The report also shows the extent to which sheriffs correspond with anti-immigrant groups, which has been hinted at through Freedom of Information Act requests — as well as the lengths to which they'll go to conceal these associations, such as using personal email addresses usually exempt from public disclosure.

The growing influence of anti-immigrant groups isn't restricted to county sheriffs alone. During his presidential election campaign, billionaire reality TV star Donald Trump repeatedly cited “studies” by FAIR and CIS to justify his migrant-scapegoating rhetoric.

Attorney General Jefferson Beauregard Sessions III has also enjoyed close ties to the groups, which were once considered part of a far-right lunatic fringe prior to their integration into the mainstream U.S. conservative movement. Following Trump's inauguration, the White House even appointed former FAIR head Julie Kirchner — a years-long associate of Tanton — as chief of staff at the U.S. Customs and Border Protection Agency.

By illustrating the far-right politicization of law enforcement personnel, the report helps explain the alarming rise in civil rights violations and unconstitutional immigration enforcement attempts directed against Latino and immigrant communities across the U.S., whose anxiety and alienation has increased sharply during the Trump era.

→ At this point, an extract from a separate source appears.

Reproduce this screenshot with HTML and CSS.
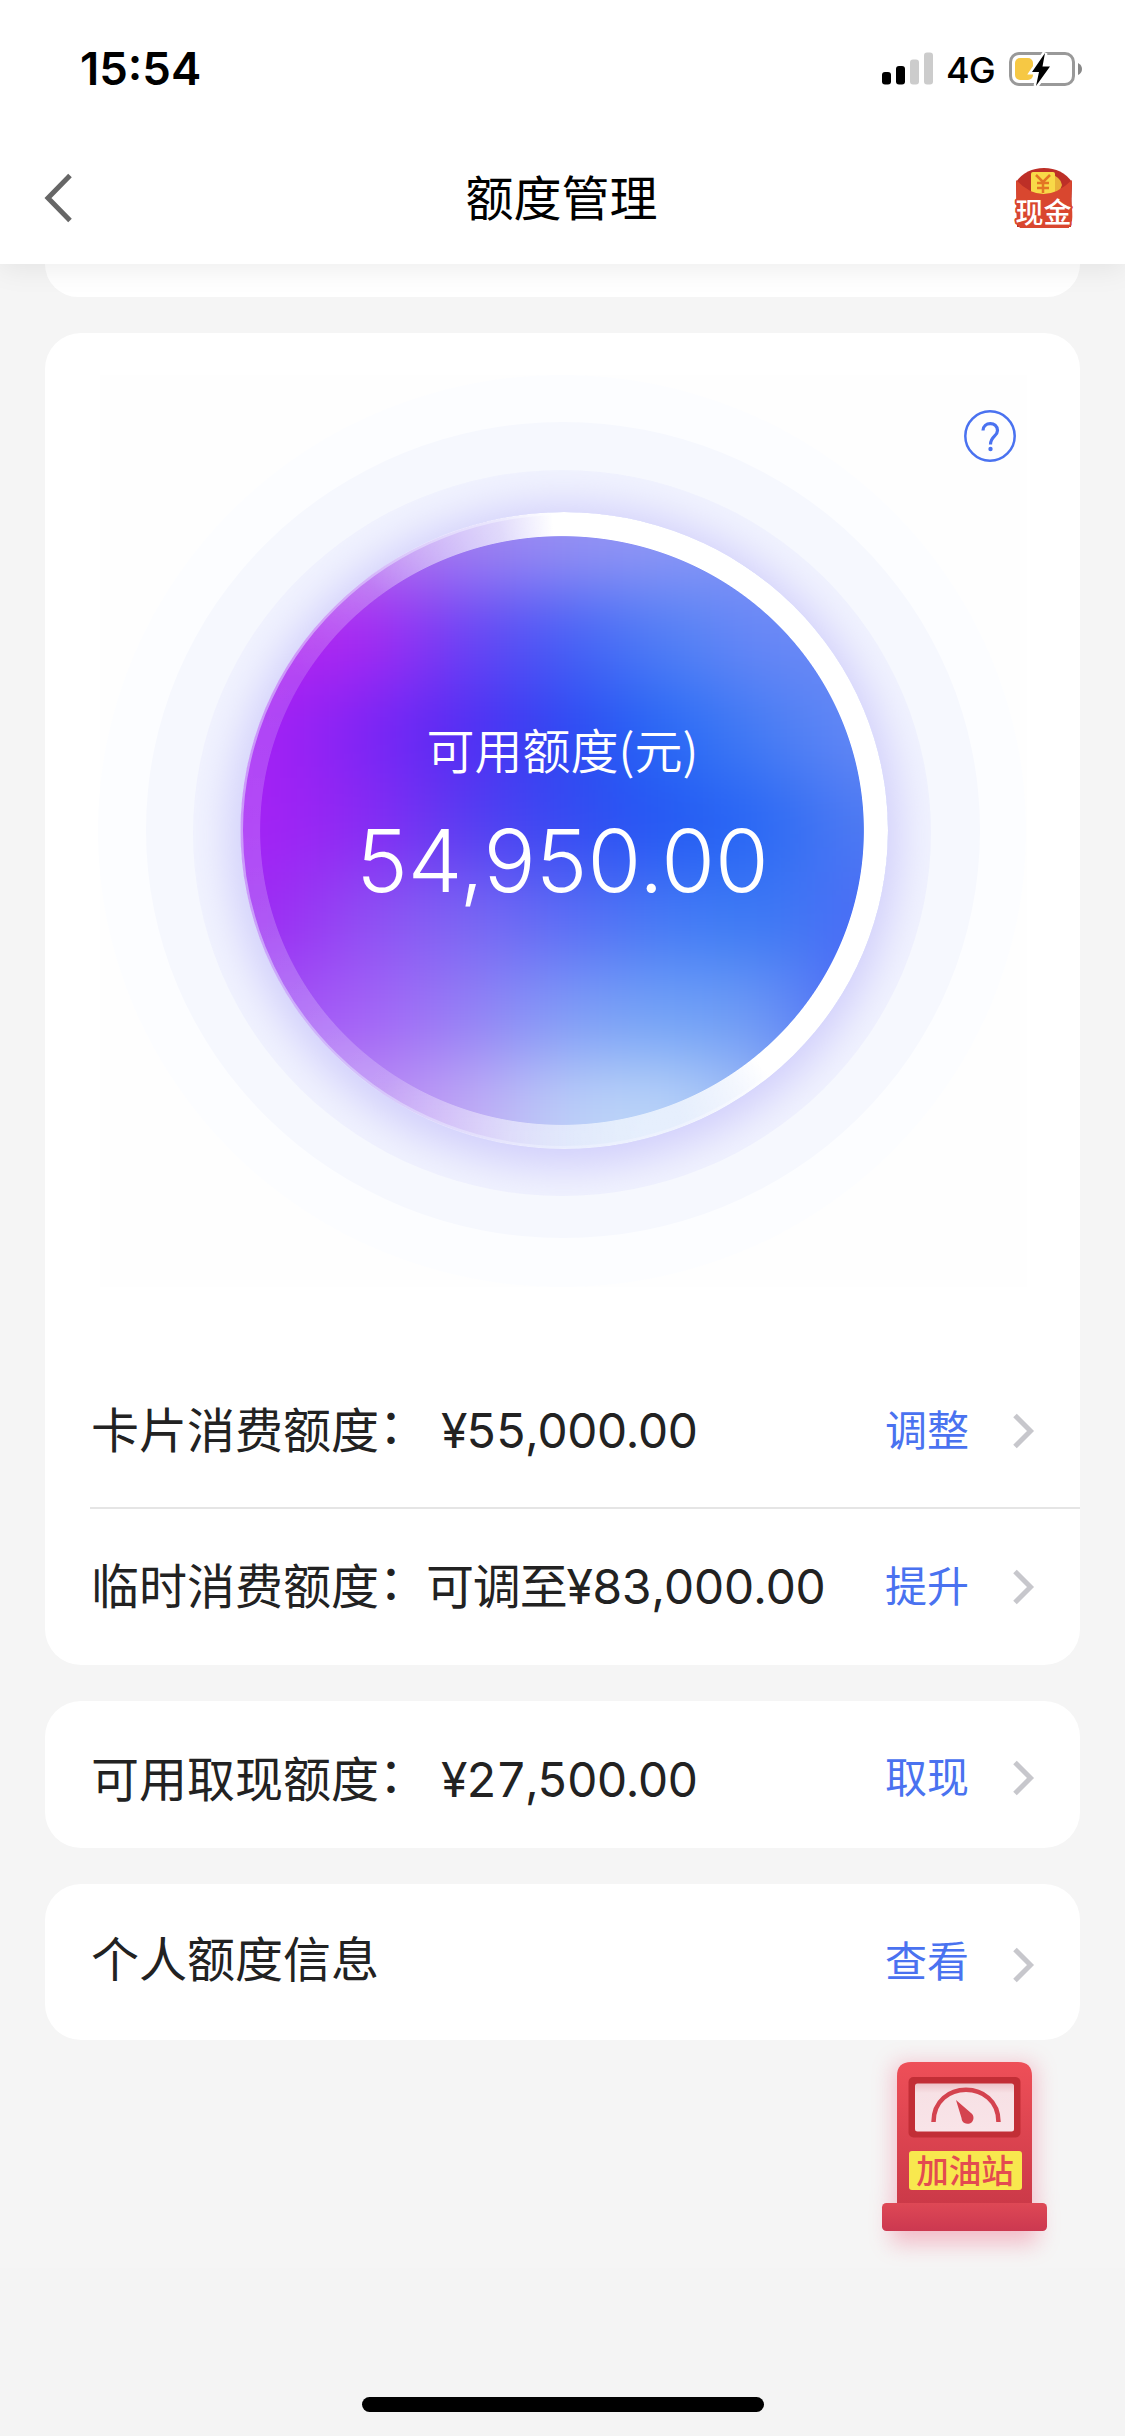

“The ongoing collusion between the National Sheriffs’ Association, individual sheriffs, and the organized anti-immigrant movement is immensely troubling for anyone seeking to improve the U.S. criminal justice system,” the report notes in its conclusion. “Partnering with nativist groups and advocating for a shared agenda of disdain and destruction aimed at immigrant communities stands in direct contradiction to those efforts.”